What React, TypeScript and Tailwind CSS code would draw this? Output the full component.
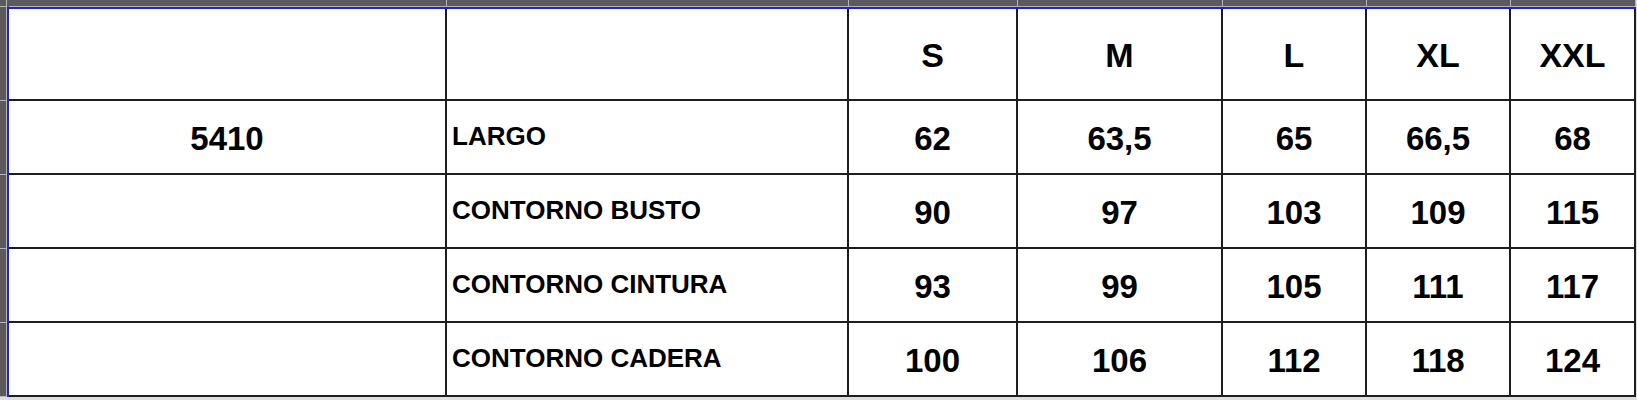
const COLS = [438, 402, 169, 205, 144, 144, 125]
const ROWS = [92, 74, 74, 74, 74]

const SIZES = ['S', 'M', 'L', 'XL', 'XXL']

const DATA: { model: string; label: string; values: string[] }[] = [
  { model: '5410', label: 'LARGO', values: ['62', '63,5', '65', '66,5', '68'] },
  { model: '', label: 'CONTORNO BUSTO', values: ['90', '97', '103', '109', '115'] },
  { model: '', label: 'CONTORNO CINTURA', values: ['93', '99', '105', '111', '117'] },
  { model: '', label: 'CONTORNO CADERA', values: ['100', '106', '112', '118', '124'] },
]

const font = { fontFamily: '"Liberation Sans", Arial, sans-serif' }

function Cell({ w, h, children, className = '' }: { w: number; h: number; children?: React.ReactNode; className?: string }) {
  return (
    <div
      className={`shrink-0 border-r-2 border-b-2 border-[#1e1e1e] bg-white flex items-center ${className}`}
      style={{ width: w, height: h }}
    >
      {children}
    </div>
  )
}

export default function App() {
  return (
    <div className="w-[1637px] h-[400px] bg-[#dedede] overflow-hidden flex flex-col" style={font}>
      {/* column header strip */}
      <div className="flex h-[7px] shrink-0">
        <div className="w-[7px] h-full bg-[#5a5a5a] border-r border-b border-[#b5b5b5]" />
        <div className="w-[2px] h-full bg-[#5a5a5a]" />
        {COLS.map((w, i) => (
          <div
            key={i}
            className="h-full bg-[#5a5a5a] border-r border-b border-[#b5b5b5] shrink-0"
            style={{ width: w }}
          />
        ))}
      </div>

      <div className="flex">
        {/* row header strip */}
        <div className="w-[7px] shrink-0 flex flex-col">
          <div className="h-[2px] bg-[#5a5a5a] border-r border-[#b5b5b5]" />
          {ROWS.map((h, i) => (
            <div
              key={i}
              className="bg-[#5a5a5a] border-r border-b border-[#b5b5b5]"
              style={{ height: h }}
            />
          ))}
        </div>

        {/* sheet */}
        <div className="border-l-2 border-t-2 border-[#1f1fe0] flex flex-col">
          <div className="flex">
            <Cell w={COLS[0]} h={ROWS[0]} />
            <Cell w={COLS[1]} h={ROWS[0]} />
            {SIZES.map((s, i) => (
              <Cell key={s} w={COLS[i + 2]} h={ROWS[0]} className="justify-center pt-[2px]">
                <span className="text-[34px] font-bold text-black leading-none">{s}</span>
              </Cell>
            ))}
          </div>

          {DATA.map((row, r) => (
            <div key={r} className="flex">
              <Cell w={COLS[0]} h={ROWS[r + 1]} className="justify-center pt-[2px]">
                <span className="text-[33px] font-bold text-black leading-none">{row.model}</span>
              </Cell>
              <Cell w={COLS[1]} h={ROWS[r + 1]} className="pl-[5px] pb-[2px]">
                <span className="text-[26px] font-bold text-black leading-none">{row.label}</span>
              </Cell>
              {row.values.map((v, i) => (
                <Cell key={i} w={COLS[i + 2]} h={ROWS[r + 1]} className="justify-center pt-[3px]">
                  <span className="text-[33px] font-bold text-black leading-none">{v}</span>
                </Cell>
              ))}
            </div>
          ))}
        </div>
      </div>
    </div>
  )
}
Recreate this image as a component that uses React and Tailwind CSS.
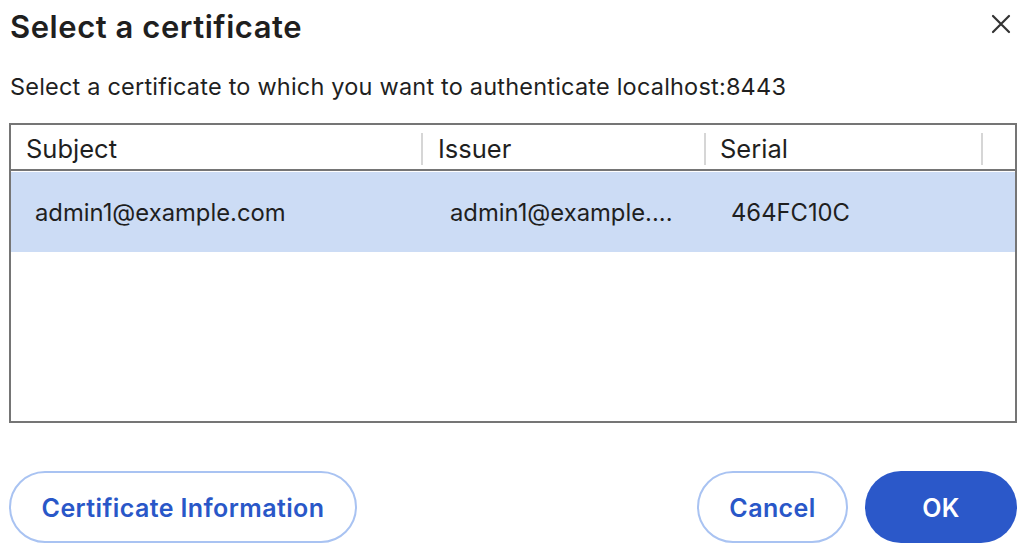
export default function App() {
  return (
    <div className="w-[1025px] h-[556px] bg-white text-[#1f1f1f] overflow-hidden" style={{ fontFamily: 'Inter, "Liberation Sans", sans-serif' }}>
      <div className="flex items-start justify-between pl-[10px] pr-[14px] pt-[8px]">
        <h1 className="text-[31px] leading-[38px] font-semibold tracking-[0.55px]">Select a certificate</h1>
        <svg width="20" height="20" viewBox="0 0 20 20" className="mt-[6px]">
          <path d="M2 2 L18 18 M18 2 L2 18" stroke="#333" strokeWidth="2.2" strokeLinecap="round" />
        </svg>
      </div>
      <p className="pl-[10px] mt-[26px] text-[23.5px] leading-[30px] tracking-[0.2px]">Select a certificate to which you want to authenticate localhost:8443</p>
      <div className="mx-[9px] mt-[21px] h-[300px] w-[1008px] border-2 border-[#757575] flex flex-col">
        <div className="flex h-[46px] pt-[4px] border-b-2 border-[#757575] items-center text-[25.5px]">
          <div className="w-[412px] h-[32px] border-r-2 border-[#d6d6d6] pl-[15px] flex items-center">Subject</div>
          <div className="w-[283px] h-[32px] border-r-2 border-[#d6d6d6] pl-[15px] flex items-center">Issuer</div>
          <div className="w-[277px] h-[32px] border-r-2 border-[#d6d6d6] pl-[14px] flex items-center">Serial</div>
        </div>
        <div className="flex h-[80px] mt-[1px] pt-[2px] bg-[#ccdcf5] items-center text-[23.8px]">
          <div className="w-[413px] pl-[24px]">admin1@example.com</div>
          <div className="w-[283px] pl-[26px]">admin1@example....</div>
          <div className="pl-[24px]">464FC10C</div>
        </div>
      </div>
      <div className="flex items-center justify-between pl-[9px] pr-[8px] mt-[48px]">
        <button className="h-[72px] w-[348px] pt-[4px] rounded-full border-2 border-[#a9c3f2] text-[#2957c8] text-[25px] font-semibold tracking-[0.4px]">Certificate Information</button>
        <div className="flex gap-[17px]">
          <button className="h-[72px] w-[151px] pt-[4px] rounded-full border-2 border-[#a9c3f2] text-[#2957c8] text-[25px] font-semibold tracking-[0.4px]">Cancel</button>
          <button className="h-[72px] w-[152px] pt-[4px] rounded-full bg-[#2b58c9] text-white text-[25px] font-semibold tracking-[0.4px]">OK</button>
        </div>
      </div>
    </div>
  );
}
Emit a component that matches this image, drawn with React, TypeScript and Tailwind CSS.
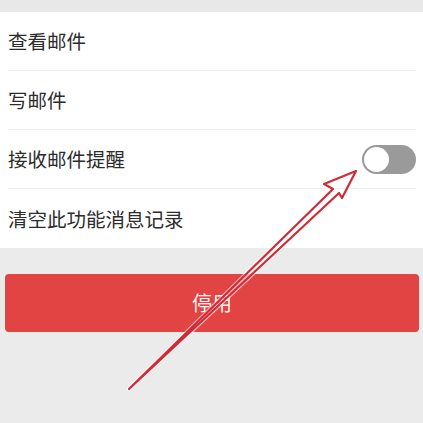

────────

What is needed: Pictures stay out of the copy; please restate every record above exactly.

Exercise solution:
What React, TypeScript and Tailwind CSS code would draw this? Output the full component.
const COLS = [438, 402, 169, 205, 144, 144, 125]
const ROWS = [92, 74, 74, 74, 74]

const SIZES = ['S', 'M', 'L', 'XL', 'XXL']

const DATA: { model: string; label: string; values: string[] }[] = [
  { model: '5410', label: 'LARGO', values: ['62', '63,5', '65', '66,5', '68'] },
  { model: '', label: 'CONTORNO BUSTO', values: ['90', '97', '103', '109', '115'] },
  { model: '', label: 'CONTORNO CINTURA', values: ['93', '99', '105', '111', '117'] },
  { model: '', label: 'CONTORNO CADERA', values: ['100', '106', '112', '118', '124'] },
]

const font = { fontFamily: '"Liberation Sans", Arial, sans-serif' }

function Cell({ w, h, children, className = '' }: { w: number; h: number; children?: React.ReactNode; className?: string }) {
  return (
    <div
      className={`shrink-0 border-r-2 border-b-2 border-[#1e1e1e] bg-white flex items-center ${className}`}
      style={{ width: w, height: h }}
    >
      {children}
    </div>
  )
}

export default function App() {
  return (
    <div className="w-[1637px] h-[400px] bg-[#dedede] overflow-hidden flex flex-col" style={font}>
      {/* column header strip */}
      <div className="flex h-[7px] shrink-0">
        <div className="w-[7px] h-full bg-[#5a5a5a] border-r border-b border-[#b5b5b5]" />
        <div className="w-[2px] h-full bg-[#5a5a5a]" />
        {COLS.map((w, i) => (
          <div
            key={i}
            className="h-full bg-[#5a5a5a] border-r border-b border-[#b5b5b5] shrink-0"
            style={{ width: w }}
          />
        ))}
      </div>

      <div className="flex">
        {/* row header strip */}
        <div className="w-[7px] shrink-0 flex flex-col">
          <div className="h-[2px] bg-[#5a5a5a] border-r border-[#b5b5b5]" />
          {ROWS.map((h, i) => (
            <div
              key={i}
              className="bg-[#5a5a5a] border-r border-b border-[#b5b5b5]"
              style={{ height: h }}
            />
          ))}
        </div>

        {/* sheet */}
        <div className="border-l-2 border-t-2 border-[#1f1fe0] flex flex-col">
          <div className="flex">
            <Cell w={COLS[0]} h={ROWS[0]} />
            <Cell w={COLS[1]} h={ROWS[0]} />
            {SIZES.map((s, i) => (
              <Cell key={s} w={COLS[i + 2]} h={ROWS[0]} className="justify-center pt-[2px]">
                <span className="text-[34px] font-bold text-black leading-none">{s}</span>
              </Cell>
            ))}
          </div>

          {DATA.map((row, r) => (
            <div key={r} className="flex">
              <Cell w={COLS[0]} h={ROWS[r + 1]} className="justify-center pt-[2px]">
                <span className="text-[33px] font-bold text-black leading-none">{row.model}</span>
              </Cell>
              <Cell w={COLS[1]} h={ROWS[r + 1]} className="pl-[5px] pb-[2px]">
                <span className="text-[26px] font-bold text-black leading-none">{row.label}</span>
              </Cell>
              {row.values.map((v, i) => (
                <Cell key={i} w={COLS[i + 2]} h={ROWS[r + 1]} className="justify-center pt-[3px]">
                  <span className="text-[33px] font-bold text-black leading-none">{v}</span>
                </Cell>
              ))}
            </div>
          ))}
        </div>
      </div>
    </div>
  )
}
Recreate this image as a component that uses React and Tailwind CSS.
export default function App() {
  return (
    <div className="w-[1025px] h-[556px] bg-white text-[#1f1f1f] overflow-hidden" style={{ fontFamily: 'Inter, "Liberation Sans", sans-serif' }}>
      <div className="flex items-start justify-between pl-[10px] pr-[14px] pt-[8px]">
        <h1 className="text-[31px] leading-[38px] font-semibold tracking-[0.55px]">Select a certificate</h1>
        <svg width="20" height="20" viewBox="0 0 20 20" className="mt-[6px]">
          <path d="M2 2 L18 18 M18 2 L2 18" stroke="#333" strokeWidth="2.2" strokeLinecap="round" />
        </svg>
      </div>
      <p className="pl-[10px] mt-[26px] text-[23.5px] leading-[30px] tracking-[0.2px]">Select a certificate to which you want to authenticate localhost:8443</p>
      <div className="mx-[9px] mt-[21px] h-[300px] w-[1008px] border-2 border-[#757575] flex flex-col">
        <div className="flex h-[46px] pt-[4px] border-b-2 border-[#757575] items-center text-[25.5px]">
          <div className="w-[412px] h-[32px] border-r-2 border-[#d6d6d6] pl-[15px] flex items-center">Subject</div>
          <div className="w-[283px] h-[32px] border-r-2 border-[#d6d6d6] pl-[15px] flex items-center">Issuer</div>
          <div className="w-[277px] h-[32px] border-r-2 border-[#d6d6d6] pl-[14px] flex items-center">Serial</div>
        </div>
        <div className="flex h-[80px] mt-[1px] pt-[2px] bg-[#ccdcf5] items-center text-[23.8px]">
          <div className="w-[413px] pl-[24px]">admin1@example.com</div>
          <div className="w-[283px] pl-[26px]">admin1@example....</div>
          <div className="pl-[24px]">464FC10C</div>
        </div>
      </div>
      <div className="flex items-center justify-between pl-[9px] pr-[8px] mt-[48px]">
        <button className="h-[72px] w-[348px] pt-[4px] rounded-full border-2 border-[#a9c3f2] text-[#2957c8] text-[25px] font-semibold tracking-[0.4px]">Certificate Information</button>
        <div className="flex gap-[17px]">
          <button className="h-[72px] w-[151px] pt-[4px] rounded-full border-2 border-[#a9c3f2] text-[#2957c8] text-[25px] font-semibold tracking-[0.4px]">Cancel</button>
          <button className="h-[72px] w-[152px] pt-[4px] rounded-full bg-[#2b58c9] text-white text-[25px] font-semibold tracking-[0.4px]">OK</button>
        </div>
      </div>
    </div>
  );
}
Emit a component that matches this image, drawn with React, TypeScript and Tailwind CSS.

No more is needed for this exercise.